There's a HUGE difference, and I'm saying this as someone who can't stand most anime (I love Miyazaki, but don't like much else). 90% of CG (basically everything non-Pixar/Dreamworks) is designed to look as realistic as possible, whereas animation is inevitably stylized. It's supposed to look "unnatural." Any attempt to create photorealistic CG children within the next decade, at least, would fail simply because, no matter how much processing power you have, no matter how advanced your rendering technology is, there is too much subtlety in human movement to nail with computer animation.
Animation, whether it be hand-drawn or computer-generated, gets around this by making no claims at photorealism. The mere suggestion of a movement is enough to get the idea across. The audience understands that photorealism is not the goal, and thus can suspend its disbelief well enough to believe that what they are watching are characters rather than drawings. Of course, it also helps that animators have had nearly a century to refine their art form.
As an example, take a man waving his arm.
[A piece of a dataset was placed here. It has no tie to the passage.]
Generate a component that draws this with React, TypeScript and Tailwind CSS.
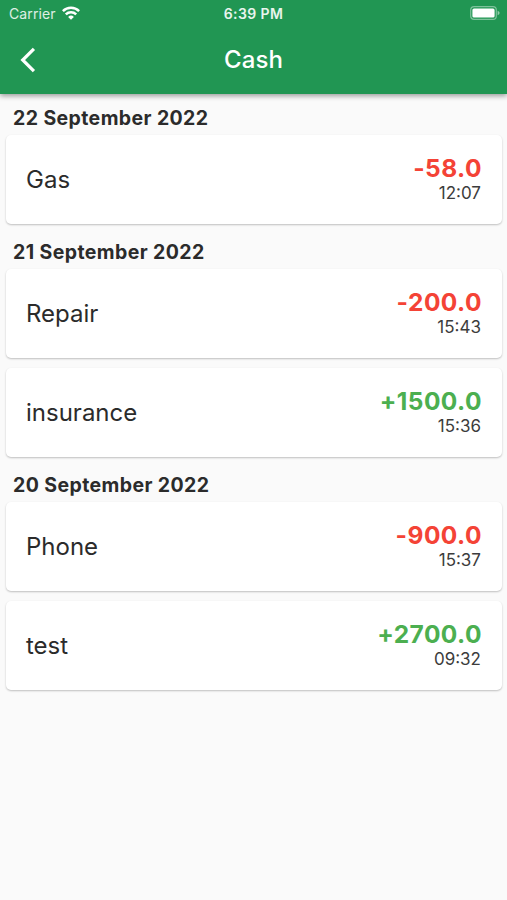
import React from 'react';

interface Transaction {
  id: number;
  title: string;
  amount: number;
  time: string;
}

interface DayGroup {
  date: string;
  items: Transaction[];
}

const groups: DayGroup[] = [
  {
    date: '22 September 2022',
    items: [{ id: 1, title: 'Gas', amount: -58, time: '12:07' }],
  },
  {
    date: '21 September 2022',
    items: [
      { id: 2, title: 'Repair', amount: -200, time: '15:43' },
      { id: 3, title: 'insurance', amount: 1500, time: '15:36' },
    ],
  },
  {
    date: '20 September 2022',
    items: [
      { id: 4, title: 'Phone', amount: -900, time: '15:37' },
      { id: 5, title: 'test', amount: 2700, time: '09:32' },
    ],
  },
];

const formatAmount = (amount: number) => `${amount > 0 ? '+' : ''}${amount.toFixed(1)}`;

const WifiIcon = () => (
  <svg className="-mt-[2px]" width="18" height="14" viewBox="0 0 18 14" fill="none" stroke="white" strokeWidth="2.5">
    <path d="M0.9 5.1 A11.6 11.6 0 0 1 17.1 5.1" />
    <path d="M3.8 8.3 A7.5 7.5 0 0 1 14.2 8.3" />
    <path d="M9 13.8 L6.1 10.9 A4.1 4.1 0 0 1 11.9 10.9 Z" fill="white" stroke="none" />
  </svg>
);

const BatteryIcon = () => (
  <svg className="-mt-px" width="31" height="14" viewBox="0 0 31 14" fill="none">
    <rect x="0.7" y="0.7" width="25.6" height="12.6" rx="3.4" stroke="white" strokeOpacity="0.42" strokeWidth="1.2" />
    <rect x="2.4" y="2.4" width="22.2" height="9.2" rx="1.6" fill="white" />
    <path d="M27.6 4.8 C30.2 5.6 30.2 8.4 27.6 9.2 Z" fill="white" fillOpacity="0.5" />
  </svg>
);

const StatusBar = () => (
  <div className="grid h-[27px] grid-cols-3 items-center pl-[9px] pr-[6px] text-white">
    <div className="flex items-center gap-[6px]">
      <span className="text-[14px] leading-[27px] tracking-[0.1px] text-white/85">Carrier</span>
      <WifiIcon />
    </div>
    <span className="-ml-[3px] text-center text-[14px] font-semibold leading-[27px] tracking-[0.4px] text-white/90">6:39 PM</span>
    <div className="flex justify-end">
      <BatteryIcon />
    </div>
  </div>
);

const Header = () => (
  <header className="relative z-10 h-[94px] bg-[#219653] shadow-[0_2px_5px_rgba(0,0,0,0.38)]">
    <StatusBar />
    <div className="grid h-[66px] grid-cols-3 items-center">
      <button className="ml-[20px] w-[16px]" aria-label="Back">
        <svg width="16" height="26" viewBox="0 0 16 26" fill="none" stroke="white" strokeWidth="3.2">
          <path d="M13.9 1.8 L2.7 13 L13.9 24.2" />
        </svg>
      </button>
      <h1 className="text-center text-[24px] font-medium tracking-[0.1px] text-white">Cash</h1>
    </div>
  </header>
);

const TransactionCard: React.FC<{ item: Transaction }> = ({ item }) => (
  <div className="flex h-[89px] items-center justify-between rounded-[5px] bg-white pl-5 pr-[21px] shadow-[0_1px_2px_rgba(0,0,0,0.24)]">
    <span className="text-[24px] text-[#2b2b2b]">{item.title}</span>
    <div className="flex flex-col items-end">
      <span className={`-mr-px text-[24.5px] font-bold leading-[27px] tracking-[0.45px] ${item.amount < 0 ? 'text-[#f44336]' : 'text-[#4caf50]'}`}>
        {formatAmount(item.amount)}
      </span>
      <span className="text-[17px] leading-[22px] text-[#3c3c3c]">{item.time}</span>
    </div>
  </div>
);

export default function App() {
  return (
    <div className="min-h-[900px] w-full bg-[#fafafa] font-['Inter',sans-serif]">
      <Header />
      <main className="pt-px">
        {groups.map((group) => (
          <section key={group.date}>
            <h2 className="h-[35px] pl-[13px] pt-[10px] text-[19.5px] font-bold leading-[26px] tracking-[0.4px] text-[#2b2b2b]">{group.date}</h2>
            <div className="flex flex-col gap-[10px] py-[5px] pl-[6px] pr-[5px]">
              {group.items.map((item) => (
                <TransactionCard key={item.id} item={item} />
              ))}
            </div>
          </section>
        ))}
      </main>
    </div>
  );
}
This is simple for a skilled animation artist; it's just a matter of drawing the frames. Mildly time-consuming, perhaps, but the artist can intuit the necessary movements, and his resulting animation will suggest the wave without showing every tiny detail. A CG artist from "Final Fantasy: The Spirits Within", on the other hand, would need to worry about the physics of cloth movement, making sure the arm musculature contracts and shifts realistically, nuances of lighting, skin shaders, and tons more. Nailing that to the point where the audience cannot tell that the character is CG is damn near impossible... even people who know nothing about moviemaking will still feel a subtle "wrongness" about the resulting shot. Keep in mind that it's hard enough to make completely fictitious creatures such as dragons, oliphaunts, and that weird lizard thing from Episode III look photorealistic. It's orders of magnitude more difficult to make a believable CG human being.
posted
Just reading this topic made me want to post! I've thought for a long time about anime being used for Enders Game, i think the film could be made, and made well, entirely in anime, however i do think that with anime there comes a certain level of detachment that does not exist with live action films. I think this is evidenced in the use of anime in Kill Bill Vol. 1, anime is used to show scenes that otherwise would be unlikely to make it past the censors, but yet manage to flesh out a characters backstory while at the same time putting up a barrier between the viewer and the horror on screen.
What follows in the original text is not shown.